U.S. newspapers support act providing group rates for Big Tech

Last month, multiple U.S. newspapers published this cogent appeal by Dean Ridings, CEO of America’s Newspapers, for public support of passage of the Journalism Competition and Preservation Act by the U.S. Congress in the face of legions of local newspaper closures. The act would allow newspaper publishers as a group to negotiate rates with Big Tech.

Two 2018 laws have already carved out an exception to Section 230 that makes the services responsible for third-party ads, pitting anti-pornography forces against Web sites that are driven by user comments. There have been additional attempts to require the services to be “neutral public platforms.” One, by a conservative lawmaker, would have declared the services to be publishers, removing Section 230 protections if they use algorithms to moderate user content without the user’s permission or knowledge.

U.S. news publishers offer differing views on Google’s contributions 

Different U.S. news publishers view the current interdependent dance between their companies and digital platform giants through different lenses. Google’s predominant support for publishers in return for use of their content has been indirect, e.g., Google News Initiative, rather than remunerative. 

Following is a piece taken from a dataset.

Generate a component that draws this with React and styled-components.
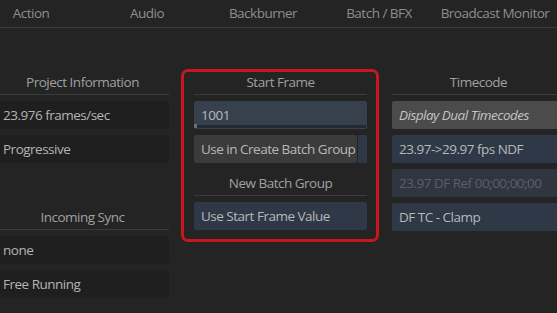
import React from "react";
import styled, { createGlobalStyle } from "styled-components";

const Global = createGlobalStyle`
  html, body { margin: 0; padding: 0; background: #242424; }
  body { width: 557px; height: 313px; overflow: hidden;
    font-family: "Open Sans", "DejaVu Sans", sans-serif; font-stretch: 90%;
    letter-spacing: -0.5px; }
`;

const Page = styled.div`
  width: 557px; height: 313px; overflow: hidden; background: #242424;
  display: flex; flex-direction: column;
`;

const TabBar = styled.div`
  height: 27px; border-bottom: 1px solid #3a3a3a;
  display: flex; overflow: hidden; flex: none;
`;

const TabRow = styled.div`
  display: flex; margin-left: -27px;
`;

const Tab = styled.div`
  width: 116px; flex: none; text-align: center; white-space: nowrap;
  line-height: 27px; font-size: 13.5px; color: #8e8e8e;
`;

const Columns = styled.div`
  display: flex; align-items: flex-start; gap: 25px; margin-left: -4px; padding-top: 40px;
`;

const Column = styled.div`
  width: 173px; flex: none; display: flex; flex-direction: column; gap: 6px;
  position: relative;
`;

const Header = styled.div`
  border-bottom: 1px solid #3b3b3b;
  display: flex; align-items: center; justify-content: center;
  padding-top: 1px; box-sizing: border-box; height: 27px;
  font-size: 13.5px; color: #a0a0a0; white-space: nowrap;
`;

const tones = {
  dark: { bg: "#1f1f1f", fg: "#b4b4b4" },
  blue: { bg: "#2e3847", fg: "#b8b8b8" },
  input: { bg: "#37414d", fg: "#b8b8b8" },
  grey: { bg: "#3b3b3b", fg: "#b8b8b8" },
  light: { bg: "#4b4b4b", fg: "#c4c4c4" },
  off: { bg: "#2f3640", fg: "#5b6068" },
  none: { bg: "transparent", fg: "transparent" },
};

const Field = styled.div`
  height: 28px; box-sizing: border-box; border-radius: 2px;
  background: ${p => tones[p.$tone].bg}; color: ${p => tones[p.$tone].fg};
  font-size: 13.5px; font-style: ${p => (p.$italic ? "italic" : "normal")};
  display: flex; align-items: center; padding-left: 7px; position: relative;
  white-space: nowrap; overflow: hidden; flex: ${p => (p.$grow ? 1 : "none")};
`;

const Track = styled.div`
  position: absolute; left: 0; right: 1px; bottom: 1px; height: 3px;
  background: #222a34;
`;

const Knob = styled.div`
  position: absolute; left: 0; bottom: 1px; width: 3px; height: 4px;
  background: #6c6c6c;
`;

const Split = styled.div`
  display: flex; gap: 1px; height: 28px;
`;

const Strip = styled.div`
  width: ${p => p.$w}px; flex: none; background: ${p => p.$c}; border-radius: 1px;
`;

const Highlight = styled.div`
  position: absolute; top: 1px; left: -13px; right: -12px; bottom: -12px;
  border: 3px solid #c8161c; border-radius: 7px; pointer-events: none;
`;

const tabs = ["Action", "Audio", "Backburner", "Batch / BFX", "Broadcast Monitor"];

export default function App() {
  return (
    <Page>
      <Global />
      <TabBar>
        <TabRow>
          {tabs.map(t => <Tab key={t}>{t}</Tab>)}
        </TabRow>
      </TabBar>
      <Columns>
        <Column>
          <Header>Project Information</Header>
          <Field $tone="dark">23.976 frames/sec</Field>
          <Field $tone="dark">Progressive</Field>
          <Field $tone="none" />
          <Header>Incoming Sync</Header>
          <Field $tone="dark">none</Field>
          <Field $tone="dark">Free Running</Field>
        </Column>
        <Column>
          <Header>Start Frame</Header>
          <Field $tone="input">1001<Track /><Knob /></Field>
          <Split>
            <Field $tone="grey" $grow>Use in Create Batch Group</Field>
            <Strip $w={9} $c="#2e3847" />
          </Split>
          <Header>New Batch Group</Header>
          <Field $tone="blue">Use Start Frame Value</Field>
          <Highlight />
        </Column>
        <Column>
          <Header>Timecode</Header>
          <Split>
            <Field $tone="light" $italic $grow>Display Dual Timecodes</Field>
            <Strip $w={2} $c="#3b6cc4" />
          </Split>
          <Field $tone="blue">23.97-&gt;29.97 fps NDF</Field>
          <Field $tone="off">23.97 DF Ref 00;00;00;00</Field>
          <Field $tone="blue">DF TC - Clamp</Field>
        </Column>
      </Columns>
    </Page>
  );
}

Newsrooms differ on their views of Google (photo courtesy of The Seattle Times/William Brown/Op-Art).
Newsrooms differ on their views of Google (photo courtesy of The Seattle Times/William Brown/Op-Art).

Dean Miller, editor of The Seattle Times Save Free Press Initiative, talks in this piece with a veteran of The New York Times digital strategy team turned Google Subscription Lab leader who has guided one newsroom to “align its values with its business interests.” He compares experience and opinion from news media executives.

Google Search may have more to fear than ad tech or YouTube from legislation

Analysis by The Street explains why anti-trust legislation would have a greater impact on Alphabet’s Google Search than on its ad tech or YouTube businesses, based on the cost to acquire business (TAC, or traffic acquisition costs).